An astute political observer, Mehring immediately recognized the significance of the 1905 Russian Revolution. He wrote, “What distinguishes the great Russian Revolution from the great French Revolution [of 1789] is its leadership by the class-conscious proletariat,” using Marx’s term “revolution in permanence,” more fully developed later by Leon Trotsky.
Defending the Russian revolutionaries of 1905 against accusations of reckless adventurism, he argued that Marx would have supported their efforts to build a socialist society, even in a country that was not yet industrialized. Stressing the international significance of the Russian Revolution, he told the German workers: “The cause of your Russian brothers is also yours.”
He collaborated with Rosa Luxemburg in publishing Die Internationale, which opposed World War I from a revolutionary internationalist perspective. He understood that the war was not an accident, but an essential feature of the crisis of the capitalist world order that required a world socialist revolution as a response.

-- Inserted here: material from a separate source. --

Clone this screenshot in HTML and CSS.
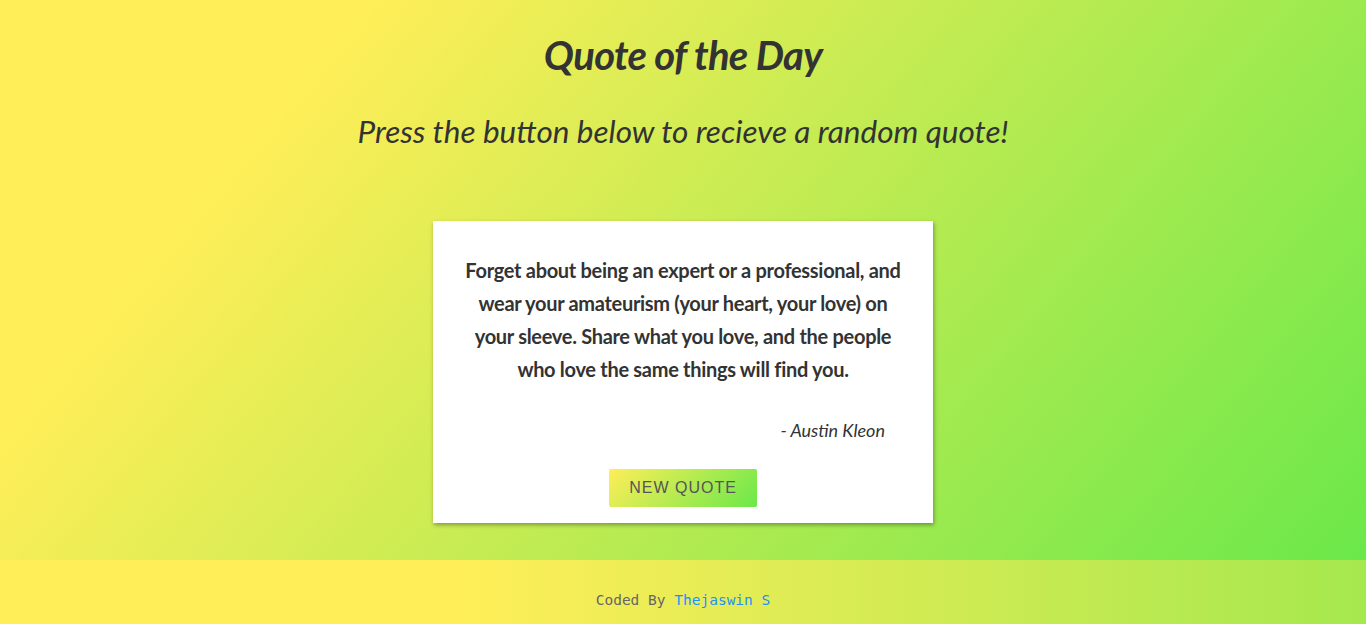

“For decades now you have occupied a special post in our movement, and no one else could have filled it. You are the representative of real culture in all its brilliance. If the German proletariat is the historic heir of classic German philosophy, as Marx and Engels declared, then you are the executor of that testament. You have saved everything of value which still remained of the once splendid culture of the bourgeoisie and brought it to us, into the camp of the socially disinherited. Thanks to your books and articles the German proletariat has been brought into close touch not only with classic German philosophy, but also with classic German literature, not only with Kant and Hegel, but with Lessing, Schiller and Goethe. Every line from your brilliant pen has taught our workers that socialism is not a bread and butter problem, but a cultural movement, a great and proud world-ideology.” – Rosa Luxemburg letter to Franz Mehring on his 70th birthday, February 27, 1916.
Mehring’s opposition to World War I led him to join the Spartacus League, along with Rosa Luxemburg, Karl Liebknecht and Clara Zetkin. In August 1916, the German government jailed him for four months, further damaging his health.
Mehring enthusiastically supported the October 1917 Russian Revolution, vigorously defending the Bolsheviks against Karl Kautsky. Although now aged and ill, he was closely involved in the preparations for the founding congress of the German Communist Party on January 1, 1919.
Mehring died on January 28, 1919, just two weeks after his comrades-in-arms – Rosa Luxemburg and Karl Liebknecht – were murdered by the right-wing extremist Freikorps, with the approval of the SPD government.